Judges march at times to pitiless conclusions under the prod of a remorseless logic which is supposed to leave them no alternative. They deplore the sacrificial rite. They perform it, none the less, with averted gaze, convinced as they plunge the knife that they obey the bidding of their office. The victim is offered up to the gods of jurisprudence on the altar of regularity. Cardozo, Growth of the Law 66 (1924).

The defendant asks us to follow the same principle although applied inversely.

[4] Although the law of trespass was reasonably well established in the common law by the thirteenth century, no private action was available for fraud. The absence of a precedent did not prevent the common law from recognizing that tort. Pollock and Maitland, History of English Law 534-35 (1899).

[5] Only in the unusual case where parties actually injured are unlikely to sue and where those likely to sue are not those whose interests are of primary concern can the possibility of abuse be given substantial weight in determining whether to recognize a new cause of action, Kalven, Privacy in Tort Law Were Warren and Brandeis Wrong? 31 Law & Cont. Prob. 326, 338-39 (1966).

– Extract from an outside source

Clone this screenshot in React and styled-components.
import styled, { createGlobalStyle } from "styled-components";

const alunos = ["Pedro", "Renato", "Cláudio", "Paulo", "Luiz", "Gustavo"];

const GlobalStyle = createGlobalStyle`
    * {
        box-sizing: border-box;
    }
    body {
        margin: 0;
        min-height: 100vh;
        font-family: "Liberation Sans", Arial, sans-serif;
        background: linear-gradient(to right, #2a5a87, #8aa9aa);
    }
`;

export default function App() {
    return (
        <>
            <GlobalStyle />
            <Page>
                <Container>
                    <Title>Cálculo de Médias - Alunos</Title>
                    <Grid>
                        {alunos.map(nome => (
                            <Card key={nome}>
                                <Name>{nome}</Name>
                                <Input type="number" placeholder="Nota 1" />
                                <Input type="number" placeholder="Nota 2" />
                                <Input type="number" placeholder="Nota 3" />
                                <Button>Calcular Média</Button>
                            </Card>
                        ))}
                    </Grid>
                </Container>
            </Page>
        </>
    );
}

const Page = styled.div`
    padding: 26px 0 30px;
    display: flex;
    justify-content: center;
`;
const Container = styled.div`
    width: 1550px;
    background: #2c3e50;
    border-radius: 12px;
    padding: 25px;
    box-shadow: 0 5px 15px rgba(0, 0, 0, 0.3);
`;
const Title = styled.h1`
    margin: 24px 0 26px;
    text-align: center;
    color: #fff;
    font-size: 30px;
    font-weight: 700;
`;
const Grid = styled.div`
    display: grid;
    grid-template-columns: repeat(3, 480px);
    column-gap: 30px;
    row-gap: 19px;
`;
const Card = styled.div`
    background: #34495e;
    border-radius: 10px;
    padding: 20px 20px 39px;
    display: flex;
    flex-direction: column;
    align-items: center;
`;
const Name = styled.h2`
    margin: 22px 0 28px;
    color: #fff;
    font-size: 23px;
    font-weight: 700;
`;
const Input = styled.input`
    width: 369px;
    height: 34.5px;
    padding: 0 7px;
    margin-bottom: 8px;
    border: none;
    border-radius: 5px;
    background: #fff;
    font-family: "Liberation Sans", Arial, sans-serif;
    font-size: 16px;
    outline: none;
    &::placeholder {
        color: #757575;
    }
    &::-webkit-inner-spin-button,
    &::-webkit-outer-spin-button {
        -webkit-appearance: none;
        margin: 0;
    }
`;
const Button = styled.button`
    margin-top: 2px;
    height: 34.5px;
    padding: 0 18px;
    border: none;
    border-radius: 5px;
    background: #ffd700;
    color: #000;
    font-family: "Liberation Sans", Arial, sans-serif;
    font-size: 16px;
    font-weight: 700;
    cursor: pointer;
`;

[6] The difficulty in discovering the line dividing conduct satisfying that required under the reasonable man standard and conduct failing to do so has not prevented development of a cause of action for negligence.

[7] The United States Supreme Court has relied on precisely such distinctions in determining whether actions for defamation of character unconstitutionally infringe on First Amendment freedoms, Curtis Pub. Co. v. Butts, 388 U.S. 130, 87 S. Ct. 1975, 18 L. Ed. 2d 1094 (1967).

[8] See Kalven, supra note 5.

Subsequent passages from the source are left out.